The Monkees’ “Daily Nightly” introduced the rock world to the Moog

The Monkees’ “Daily Nightly” introduced the rock world to the Moog

In Hear This, A.V. Club writers sing the praises of songs they know well. This week: Our favorite songs featuring unusual instruments.

The Monkees, “Daily Nightly” (1967)

The Monkees always seemed to be at war with themselves over their prefabricated status and their desire to be a real band. Although they were brought together via a classified ad that was released 50 years ago last week— two actors, Micky Dolenz and Davy Jones, and two musicians, Peter Tork and Michael Nesmith—to star in a TV show, the four Monkees soon attempted to be a band for real. After an immediate hits-filled debut and a quickly turned-around second release, the band took command and played all the instruments on third album Headquarters, which also featured some songs written by Nesmith and Dolenz.

As an actor-turned-musician, Micky Dolenz was possibly the show’s biggest surprise, a fun comic player who also had a perfect, affecting, and effective rock voice, which often sounded even better when backed or paired with Nesmith’s twangy vocals or Jones’ teen-troubadour ones. Dolenz was also known for his short attention span; worn out from playing drum tracks on Headquarters, he gladly turned the percussion over to session players for the next release, the under-appreciated Pieces, Aquarius, Capricorn, & Jones Ltd. By then Dolenz had refocused his attention to experimental new instruments, like the Moog synthesizer. He owned the third Moog ever sold commercially; the first two went to Wendy Carlos and Buck Owens.

For PAC&J, Nesmith had written a song inspired by the Sunset Strip “hippie riots,” in which young music lovers protested a constraining curfew. “Daily Nightly” is more poetic than anything else, with no chorus or bridge, and tumbling verses that feature lines like “a world that glitters glibly” at “the ones who’ve found the questions but no answers.” As with “The Girl I Knew Somewhere,” Nesmith turned the vocals on his own composition over to Dolenz, who had a higher register. Dolenz brought his Moog into the recording, kicking off the track with strange, space-age sounds that highlight the surreal feel of the song; in the video, his love-bead-wearing bandmates just sit around and watch Dolenz play with his favorite new musical toy.

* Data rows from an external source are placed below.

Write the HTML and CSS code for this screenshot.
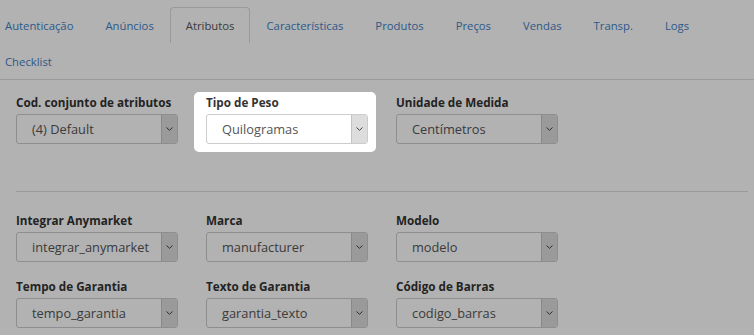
FILE: index.html
```html
<!DOCTYPE html>
<html lang="pt-BR">
<head>
  <meta charset="UTF-8">
  <title>Produto - Atributos</title>
  <link rel="stylesheet" href="styles.css">
</head>
<body>

  <nav class="tabs">
    <ul>
      <li><a href="#">Autenticação</a></li>
      <li><a href="#">Anúncios</a></li>
      <li class="active"><a href="#">Atributos</a></li>
      <li><a href="#">Características</a></li>
      <li><a href="#">Produtos</a></li>
      <li><a href="#">Preços</a></li>
      <li><a href="#">Vendas</a></li>
      <li><a href="#">Transp.</a></li>
      <li><a href="#">Logs</a></li>
      <li><a href="#">Checklist</a></li>
    </ul>
  </nav>

  <div class="panel">
    <div class="fields fields-top">
      <div class="field">
        <label>Cod. conjunto de atributos</label>
        <div class="select"><span class="select-value">(4) Default</span><span class="select-btn"><svg width="7" height="4" viewBox="0 0 7 4"><path d="M0.5 0.5 L3.5 3.3 L6.5 0.5" fill="none" stroke="#444" stroke-width="1"/></svg></span></div>
      </div>
      <div class="field highlight">
        <label>Tipo de Peso</label>
        <div class="select"><span class="select-value">Quilogramas</span><span class="select-btn"><svg width="7" height="4" viewBox="0 0 7 4"><path d="M0.5 0.5 L3.5 3.3 L6.5 0.5" fill="none" stroke="#444" stroke-width="1"/></svg></span></div>
      </div>
      <div class="field">
        <label>Unidade de Medida</label>
        <div class="select"><span class="select-value">Centímetros</span><span class="select-btn"><svg width="7" height="4" viewBox="0 0 7 4"><path d="M0.5 0.5 L3.5 3.3 L6.5 0.5" fill="none" stroke="#444" stroke-width="1"/></svg></span></div>
      </div>
    </div>

    <hr class="divider">

    <div class="fields">
      <div class="field">
        <label>Integrar Anymarket</label>
        <div class="select"><span class="select-value">integrar_anymarket</span><span class="select-btn"><svg width="7" height="4" viewBox="0 0 7 4"><path d="M0.5 0.5 L3.5 3.3 L6.5 0.5" fill="none" stroke="#444" stroke-width="1"/></svg></span></div>
      </div>
      <div class="field">
        <label>Marca</label>
        <div class="select"><span class="select-value">manufacturer</span><span class="select-btn"><svg width="7" height="4" viewBox="0 0 7 4"><path d="M0.5 0.5 L3.5 3.3 L6.5 0.5" fill="none" stroke="#444" stroke-width="1"/></svg></span></div>
      </div>
      <div class="field">
        <label>Modelo</label>
        <div class="select"><span class="select-value">modelo</span><span class="select-btn"><svg width="7" height="4" viewBox="0 0 7 4"><path d="M0.5 0.5 L3.5 3.3 L6.5 0.5" fill="none" stroke="#444" stroke-width="1"/></svg></span></div>
      </div>
      <div class="field">
        <label>Tempo de Garantia</label>
        <div class="select"><span class="select-value">tempo_garantia</span><span class="select-btn"><svg width="7" height="4" viewBox="0 0 7 4"><path d="M0.5 0.5 L3.5 3.3 L6.5 0.5" fill="none" stroke="#444" stroke-width="1"/></svg></span></div>
      </div>
      <div class="field">
        <label>Texto de Garantia</label>
        <div class="select"><span class="select-value">garantia_texto</span><span class="select-btn"><svg width="7" height="4" viewBox="0 0 7 4"><path d="M0.5 0.5 L3.5 3.3 L6.5 0.5" fill="none" stroke="#444" stroke-width="1"/></svg></span></div>
      </div>
      <div class="field">
        <label>Código de Barras</label>
        <div class="select"><span class="select-value">codigo_barras</span><span class="select-btn"><svg width="7" height="4" viewBox="0 0 7 4"><path d="M0.5 0.5 L3.5 3.3 L6.5 0.5" fill="none" stroke="#444" stroke-width="1"/></svg></span></div>
      </div>
    </div>
  </div>

  <!-- tour overlay, the highlighted field sits above it -->
  <div class="overlay"></div>

</body>
</html>
```

FILE: styles.css
```css
html {
  font-family: 'Open Sans', sans-serif;
}

body {
  margin: 0;
  background-color: #fff;
  overflow: hidden;
}

/* tabs */
.tabs {
  padding-top: 7px;
}

.tabs ul {
  list-style: none;
  margin: 0 0 0 -11px;
  padding: 0;
  display: flex;
  flex-wrap: wrap;
  border-bottom: 1px solid #ddd;
}

.tabs a {
  display: block;
  padding: 9px 15px;
  font-size: 11.3px;
  line-height: 17px;
  color: #4281c6;
  text-decoration: none;
  border: 1px solid transparent;
  border-bottom: 0;
  border-radius: 4px 4px 0 0;
}

.tabs .active a {
  color: #555;
  border-color: #ddd;
  background-color: #fff;
}

/* form */
.panel {
  padding: 13px 0 0 16px;
}

.fields {
  display: flex;
  flex-wrap: wrap;
  width: 570px;
  row-gap: 15px;
}

.fields-top {
  margin-bottom: 47px;
}

.field {
  width: 162px;
  margin-right: 28px;
}

.field label {
  display: block;
  font-size: 11.7px;
  font-weight: bold;
  line-height: 18px;
  color: #333;
  margin-bottom: 3px;
  white-space: nowrap;
}

.select {
  display: flex;
  height: 30px;
  box-sizing: border-box;
  border: 1px solid #ccc;
  border-radius: 3px;
  background-color: #fff;
  overflow: hidden;
}

.select-value {
  flex: 1;
  padding-left: 15px;
  font-size: 12.8px;
  line-height: 28px;
  color: #555;
  white-space: nowrap;
}

.select-btn {
  width: 15px;
  border-left: 1px solid #c4c4c4;
  background-color: #ddd;
  display: flex;
  align-items: center;
  justify-content: center;
}

.divider {
  border: 0;
  border-top: 1px solid #ddd;
  margin: 0 6px 19px 0;
}

/* tour */
.overlay {
  position: fixed;
  inset: 0;
  background-color: rgba(0, 0, 0, 0.3);
  z-index: 10;
}

.highlight {
  position: relative;
  z-index: 11;
  background-color: #fff;
  border-radius: 5px;
  padding: 1px 8px 8px 12px;
  margin: -1px 20px -8px -12px;
}
```
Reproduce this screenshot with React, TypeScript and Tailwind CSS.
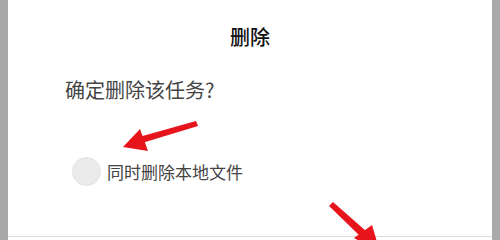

“Daily Nightly” is widely considered the first use of the Moog on a rock recording, or at least the first one that most people heard, because it was broadcast on a national TV show. The Moog soon found its way onto albums like The Beatles’ Abbey Road, The Notorious Byrd Brothers by The Byrds, and Simon & Garfunkel’s Bookends. For The Monkees, the experimental track helped move them from their Pre-fab Four status into the latter, trippy part of the decade on an album that showed that they offered more musical resonance than reruns.